- Directed by: Dave Fleischer
- Produced by: Max Fleischer Isadore Sparber Sam Buchwald
- Starring: Mae Questel (Betty Boop) Everett Clark (Grampy) Jack Mercer (additional voices)
- Music by: Sammy Timberg
- Animation by: Thomas Johnson Frank Endres
- Color process: Black-and-white
- Production company: Fleischer Studios
- Distributed by: Paramount Pictures
- Release date: December 24, 1937;
- Running time: 6 minutes
- Country: United States
- Language: English

= Zula Hula =

Zula Hula is a 1937 Fleischer Studios animated short film starring Betty Boop, and featuring Grampy.

==Synopsis==
Betty and Grampy are on an around-the-world flight when they are forced to crash-land on an apparently deserted island.
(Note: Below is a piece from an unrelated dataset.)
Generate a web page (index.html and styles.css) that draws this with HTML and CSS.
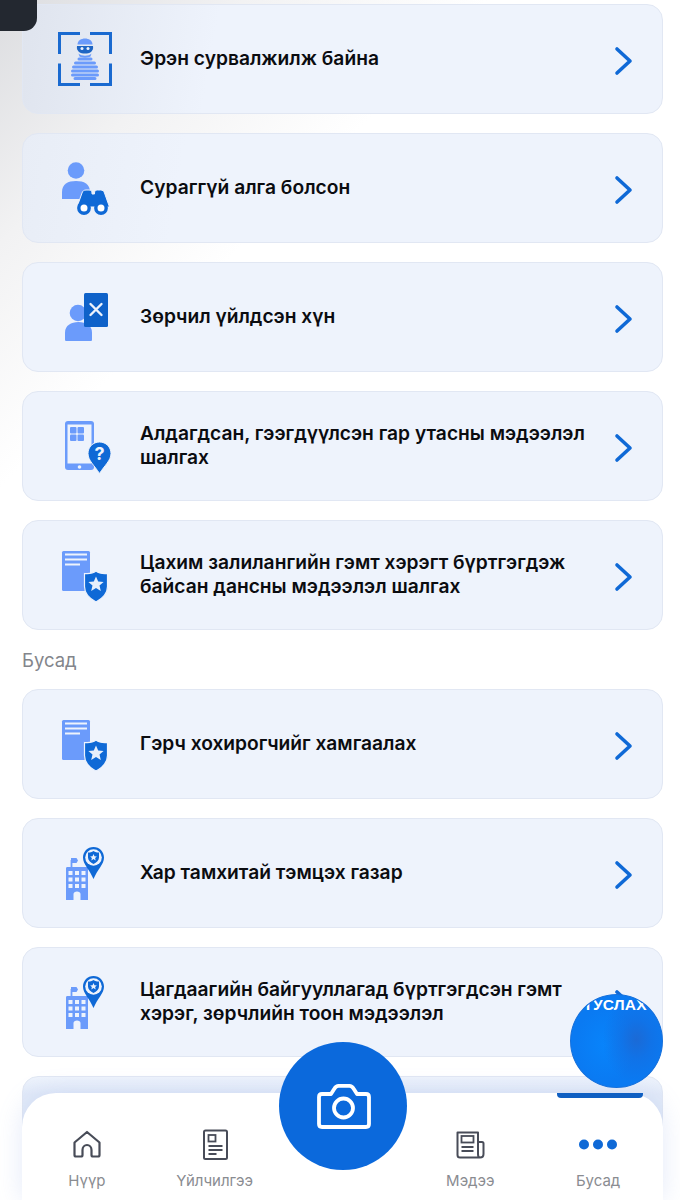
FILE: index.html
```html
<!DOCTYPE html>
<html>
<head>
    <title>Бусад</title>
    <meta charset="UTF-8">
    <link rel="stylesheet" href="styles.css">
</head>
<body>
    <svg class="defs" width="0" height="0">
        <symbol id="chevron" viewBox="0 0 20 30">
            <path d="M3 3 L16 15 L3 27" fill="none" stroke="#0f69d6" stroke-width="3.6" stroke-linecap="round" stroke-linejoin="round"/>
        </symbol>
        <symbol id="doc-shield" viewBox="0 0 56 56">
            <rect x="4" y="4" width="28" height="40" rx="1.500" fill="#6b9bfb"/>
            <path d="M7 7.500h22M7 12.500h22M7 17.500h15" stroke="#eef3fc" stroke-width="2"/>
            <path d="M38 24c2.500 2 6 3 11.500 2.500v13c0 7-5 12-11.500 15.500c-6.500-3.500-11.500-8.500-11.500-15.500v-13c5 .5 9-.5 11.500-2.500z" fill="#0f69d6" stroke="#eef3fc" stroke-width="1.200"/>
            <path d="M38 29.500l2.200 5 5.400 .5-4.100 3.600 1.300 5.400-4.800-2.900-4.800 2.900 1.300-5.400-4.100-3.600 5.400-.5z" fill="#e8effb"/>
        </symbol>
        <symbol id="building-pin" viewBox="0 0 56 56">
            <path d="M13.500 22v-7" stroke="#6b9bfb" stroke-width="1.800"/>
            <path d="M13 13h5.500l1.500 2.500-1.500 2.500h-5.500z" fill="#6b9bfb"/>
            <path d="M8 23.500c0-1 .5-1.500 1.500-1.500h19c1 0 1.500 .5 1.500 1.500V55h-7.500v-6c0-1.500-1.500-2.500-3.500-2.500s-3.500 1-3.500 2.500v6H8z" fill="#6b9bfb"/>
            <path d="M10.500 26h4v4h-4zM17 26h4v4h-4zM23.500 26h4v4h-4zM10.500 32.500h4v4h-4zM17 32.500h4v4h-4zM23.500 32.500h4v4h-4zM10.500 39h4v4h-4zM17 39h4v4h-4zM23.500 39h4v4h-4z" fill="#eef3fc"/>
            <path d="M35.500 2c6 0 10.500 4.800 10.500 10.500 0 7-6.500 12-10.500 21.500-4-9.500-10.500-14.500-10.500-21.500C25 6.800 29.500 2 35.500 2z" fill="#0f69d6"/>
            <circle cx="35.500" cy="12.500" r="8.300" fill="#eef3fc"/>
            <path d="M35.500 6c2 1.300 3.800 1.600 5.500 1.500v5c0 3-2.500 5-5.500 6.500-3-1.500-5.500-3.500-5.500-6.500v-5c1.700 .1 3.500-.2 5.500-1.500z" fill="#0f69d6"/>
            <path d="M35.500 9l1 2.200 2.400 .2-1.800 1.600 .6 2.400-2.200-1.300-2.200 1.300 .6-2.400-1.800-1.600 2.400-.2z" fill="#eef3fc"/>
        </symbol>
    </svg>

    <main class="content">
        <a class="card">
            <span class="card-icon">
                <svg width="56" height="56" viewBox="0 0 56 56">
                    <path d="M22 2.500H1.500V23M32 2.500h20.500V23M1.500 32.500V53.500H22M52.500 32.500V53.500H32" fill="none" stroke="#1a6ad0" stroke-width="3"/>
                    <path d="M19.500 13.500c0-8 15-8 15 0z" fill="#6b9bfb"/>
                    <path d="M19 15h16c.5 3-.5 4.500-2 6-3 2-9 2-12 0-1.500-1.500-2.500-3-2-6z" fill="#1f66c4"/>
                    <path d="M20.500 22.500c3 3 10 3 13 0l-1 3c-3 1.500-8 1.500-11 0z" fill="#6b9bfb"/>
                    <circle cx="24" cy="17.500" r="1.500" fill="#eef3fc"/>
                    <circle cx="30" cy="17.500" r="1.500" fill="#eef3fc"/>
                    <path d="M21 28h12M17.500 32h19M15.500 36h23M14.500 40h25M14.500 44h25M17 47.500h20" stroke="#6b9bfb" stroke-width="3" stroke-linecap="round"/>
                </svg>
            </span>
            <span class="card-title">Эрэн сурвалжилж байна</span>
            <svg class="chevron"><use href="#chevron"/></svg>
        </a>
        <a class="card">
            <span class="card-icon">
                <svg width="56" height="56" viewBox="0 0 56 56">
                    <circle cx="18" cy="10.500" r="8.300" fill="#6b9bfb"/>
                    <path d="M4 39v-7c0-8 6-11 14-11s14 3 14 11v7z" fill="#6b9bfb"/>
                    <path d="M19 47l5-14c.5-2 2-3 4-3h3c2 0 3 1 3 3v1h2.500v-1c0-2 1-3 3-3h3c2 0 3.500 1 4 3l5 14z" fill="#0f69d6" stroke="#eef3fc" stroke-width="1"/>
                    <circle cx="26" cy="48" r="5.200" fill="#fff" stroke="#0f69d6" stroke-width="3.400"/>
                    <circle cx="43" cy="48" r="5.200" fill="#fff" stroke="#0f69d6" stroke-width="3.400"/>
                </svg>
            </span>
            <span class="card-title">Сураггүй алга болсон</span>
            <svg class="chevron"><use href="#chevron"/></svg>
        </a>
        <a class="card">
            <span class="card-icon">
                <svg width="56" height="56" viewBox="0 0 56 56">
                    <circle cx="20" cy="24" r="8.300" fill="#6b9bfb"/>
                    <path d="M8.500 52c-1 0-1.500-.5-1.500-1.500v-7c0-7 6-10.500 13.500-10.500S34 36.500 34 43.500v7c0 1-.5 1.500-1.500 1.500z" fill="#6b9bfb"/>
                    <rect x="26" y="4" width="24" height="34" rx="1.500" fill="#0f62c9"/>
                    <path d="M32.500 15.500l11 11M43.500 15.500l-11 11" stroke="#eef3fc" stroke-width="2.400" stroke-linecap="round" transform="translate(0 -.5)"/>
                </svg>
            </span>
            <span class="card-title">Зөрчил үйлдсэн хүн</span>
            <svg class="chevron"><use href="#chevron"/></svg>
        </a>
        <a class="card">
            <span class="card-icon">
                <svg width="56" height="56" viewBox="0 0 56 56">
                    <rect x="7" y="3" width="29" height="49" rx="3" fill="#6b9bfb"/>
                    <rect x="9.500" y="6.500" width="24" height="39" fill="#eef3fc"/>
                    <rect x="12" y="9" width="6.500" height="6.500" rx="1" fill="#6b9bfb"/>
                    <rect x="19.500" y="9" width="6.500" height="6.500" rx="1" fill="#6b9bfb"/>
                    <rect x="12" y="16.500" width="6.500" height="6.500" rx="1" fill="#6b9bfb"/>
                    <rect x="19.500" y="16.500" width="6.500" height="6.500" rx="1" fill="#6b9bfb"/>
                    <circle cx="21.500" cy="49" r="1.800" fill="#eef3fc"/>
                    <path d="M41.500 24c6.500 0 11.500 5 11.500 11.500 0 7-6.500 12-11.500 20-5-8-11.500-13-11.500-20C30 29 35 24 41.500 24z" fill="#0f69d6" stroke="#eef3fc" stroke-width="1"/>
                    <text x="41.500" y="42" class="icon-mark">?</text>
                </svg>
            </span>
            <span class="card-title">Алдагдсан, гээгдүүлсэн гар утасны мэдээлэл шалгах</span>
            <svg class="chevron"><use href="#chevron"/></svg>
        </a>
        <a class="card">
            <span class="card-icon"><svg width="56" height="56"><use href="#doc-shield"/></svg></span>
            <span class="card-title">Цахим залилангийн гэмт хэрэгт бүртгэгдэж байсан дансны мэдээлэл шалгах</span>
            <svg class="chevron"><use href="#chevron"/></svg>
        </a>

        <div class="section-label">Бусад</div>

        <a class="card">
            <span class="card-icon"><svg width="56" height="56"><use href="#doc-shield"/></svg></span>
            <span class="card-title">Гэрч хохирогчийг хамгаалах</span>
            <svg class="chevron"><use href="#chevron"/></svg>
        </a>
        <a class="card">
            <span class="card-icon"><svg width="56" height="56"><use href="#building-pin"/></svg></span>
            <span class="card-title">Хар тамхитай тэмцэх газар</span>
            <svg class="chevron"><use href="#chevron"/></svg>
        </a>
        <a class="card">
            <span class="card-icon"><svg width="56" height="56"><use href="#building-pin"/></svg></span>
            <span class="card-title">Цагдаагийн байгууллагад бүртгэгдсэн гэмт хэрэг, зөрчлийн тоон мэдээлэл</span>
            <svg class="chevron"><use href="#chevron"/></svg>
        </a>
        <a class="card card-behind"></a>
    </main>

    <div class="corner"></div>

    <nav class="tabbar">
        <div class="tab-marker"></div>
        <a class="tab">
            <svg width="32" height="32" viewBox="0 0 32 32">
                <path d="M3.500 26V13.500L16 3l12.500 10.500V26c0 1-.5 1.500-1.500 1.500h-5c-1 0-1.500-.5-1.500-1.500v-5c0-3-2-5-4.500-5s-4.500 2-4.500 5v5c0 1-.5 1.500-1.500 1.500H5c-1 0-1.500-.5-1.500-1.500z" fill="none" stroke="#484c58" stroke-width="2.200" stroke-linejoin="round"/>
            </svg>
            <span>Нүүр</span>
        </a>
        <a class="tab">
            <svg width="32" height="32" viewBox="0 0 32 32">
                <rect x="5" y="1.500" width="23" height="28.500" rx="1.500" fill="none" stroke="#484c58" stroke-width="2"/>
                <rect x="9.500" y="6" width="7" height="6.500" fill="none" stroke="#484c58" stroke-width="1.800"/>
                <path d="M9.500 17h14M9.500 21h14M9.500 25h8" stroke="#484c58" stroke-width="1.800"/>
            </svg>
            <span>Үйлчилгээ</span>
        </a>
        <div class="tab tab-gap"></div>
        <a class="tab">
            <svg width="32" height="32" viewBox="0 0 32 32">
                <path d="M24 13h4c1 0 1.500 .5 1.500 1.500V25c0 2-1.500 3.500-3.500 3.500H6c-1.500 0-2.500-1-2.500-2.500V3.500H24V25c0 2 .5 3.500 2 3.500" fill="none" stroke="#484c58" stroke-width="2" stroke-linejoin="round"/>
                <rect x="7.500" y="7" width="12" height="6.500" fill="none" stroke="#484c58" stroke-width="1.800"/>
                <path d="M7.500 18h12M7.500 22h12" stroke="#484c58" stroke-width="1.800"/>
            </svg>
            <span>Мэдээ</span>
        </a>
        <a class="tab">
            <svg width="40" height="32" viewBox="0 0 40 32">
                <circle cx="6" cy="15.500" r="5" fill="#0f69d6"/>
                <circle cx="20" cy="15.500" r="5" fill="#0f69d6"/>
                <circle cx="34" cy="15.500" r="5" fill="#0f69d6"/>
            </svg>
            <span>Бусад</span>
        </a>
    </nav>

    <button class="camera-btn">
        <svg width="56" height="48" viewBox="0 0 56 48">
            <path d="M7 12h9l3.500-5.500c1-1.700 2-2.600 4-2.600h11c2 0 3 .9 4 2.600L42 12h9c2 0 3 1 3 3v27c0 2-1 3-3 3H7c-2 0-3-1-3-3V15c0-2 1-3 3-3z" fill="none" stroke="#fff" stroke-width="3.800" stroke-linejoin="round"/>
            <circle cx="28.500" cy="26" r="9.500" fill="none" stroke="#fff" stroke-width="3.800"/>
        </svg>
    </button>

    <div class="help-ball"><span>ТУСЛАХ</span></div>
</body>
</html>
```

FILE: styles.css
```css
* { box-sizing: border-box; }
html, body { margin: 0; height: 1200px; overflow: hidden; }
body {
    position: relative;
    font-family: Inter, "Noto Sans", sans-serif;
    background: linear-gradient(135deg, #dcdde0 0, #f2f2f3 13%, #ffffff 26%);
}
.defs { position: absolute; }

.corner {
    position: absolute;
    left: 0;
    top: 0;
    width: 37px;
    height: 31px;
    background: #232830;
    border-radius: 0 0 13px 0;
}

.content { padding: 4px 17px 0 22px; display: flex; flex-direction: column; gap: 19px; }

.card {
    height: 110px;
    flex: none;
    display: flex;
    align-items: center;
    padding: 0 30px 0 35px;
    background: #eef3fc;
    border: 1px solid #e1e7f3;
    border-radius: 16px;
}
.card:first-child { background: linear-gradient(100deg, #dfe4ee 0, #eef3fc 30%); }
.card:nth-child(2) { background: linear-gradient(100deg, #e8edf6 0, #eef3fc 25%); }
.card-behind { background: linear-gradient(#eef3fc, #e2eaf8 16%); }

.card-icon { width: 56px; height: 56px; flex: none; margin-right: 26px; }
.card-icon svg { display: block; }
.card-title {
    flex: 1;
    font-size: 19.200px;
    line-height: 24px;
    font-weight: 600;
    color: #0b0c10;
    padding: 0 16px 2px 0;
}
.chevron { width: 20px; height: 30px; flex: none; margin: 4px -2px 0 1px; }
.icon-mark { font-size: 18px; font-weight: 700; fill: #eef3fc; text-anchor: middle; }

.section-label { font-size: 18.500px; line-height: 22px; color: #83858b; margin-bottom: -1px; }

.tabbar {
    position: absolute;
    left: 22px;
    top: 1093px;
    width: 641px;
    height: 107px;
    background: #fff;
    border-radius: 34px 34px 0 0;
    box-shadow: 0 0 26px rgba(120, 150, 225, 0.2);
    display: flex;
    padding: 0 1px;
}
.tab {
    flex: 1;
    display: flex;
    flex-direction: column;
    align-items: center;
    padding-top: 36px;
    font-size: 15px;
    line-height: 20px;
    color: #8a8c91;
    gap: 10px;
}
.tab svg { display: block; }
.tab-marker {
    position: absolute;
    left: 535px;
    top: 0;
    width: 86px;
    height: 5px;
    background: #0f5fc2;
    border-radius: 0 0 4px 4px;
}

.camera-btn {
    position: absolute;
    left: 279px;
    top: 1042px;
    width: 128px;
    height: 128px;
    border: none;
    border-radius: 50%;
    background: #0b69dc;
    display: flex;
    align-items: center;
    justify-content: center;
    padding: 0;
}

.help-ball {
    position: absolute;
    left: 570px;
    top: 994px;
    width: 93px;
    height: 94px;
    border-radius: 50%;
    border: 1px solid #1570dc;
    overflow: hidden;
    background: radial-gradient(ellipse 34px 44px at 72% 48%, #1b6ad6 0, rgba(20, 110, 225, 0.6) 45%, rgba(10, 122, 242, 0) 100%), radial-gradient(ellipse 30px 38px at 38% 54%, #0884fb 0, #0a7af2 100%);
    text-align: center;
    color: #fff;
    font: 700 15.500px/16px "Liberation Sans", sans-serif;
    letter-spacing: 0.2px;
    padding: 2px 3px 0 0;
    white-space: nowrap;
}
```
Betty is upset with their situation, but Grampy quickly invents a number of gadgets that allow them all the comforts of home. Things again take a turn for the worse when a group of cannibals show up. Quick thinking Grampy charms the savages by creating a calliope out of the crashed plane's parts. While the natives are distracted by the music, Grampy and Betty repair their plane and make a hasty escape.

==Reception==
Motion Picture Herald said on January 15, 1938, "The whole of the business is detailed in an amusing and rapidly drawn vein of clever cartooning. Similarly, on January 29, Boxoffice described the short as "another one of those sheer wacky cartoons that gather a fair share of laughs."

Retrospective examinations of the episode note its negative racial stereotypes.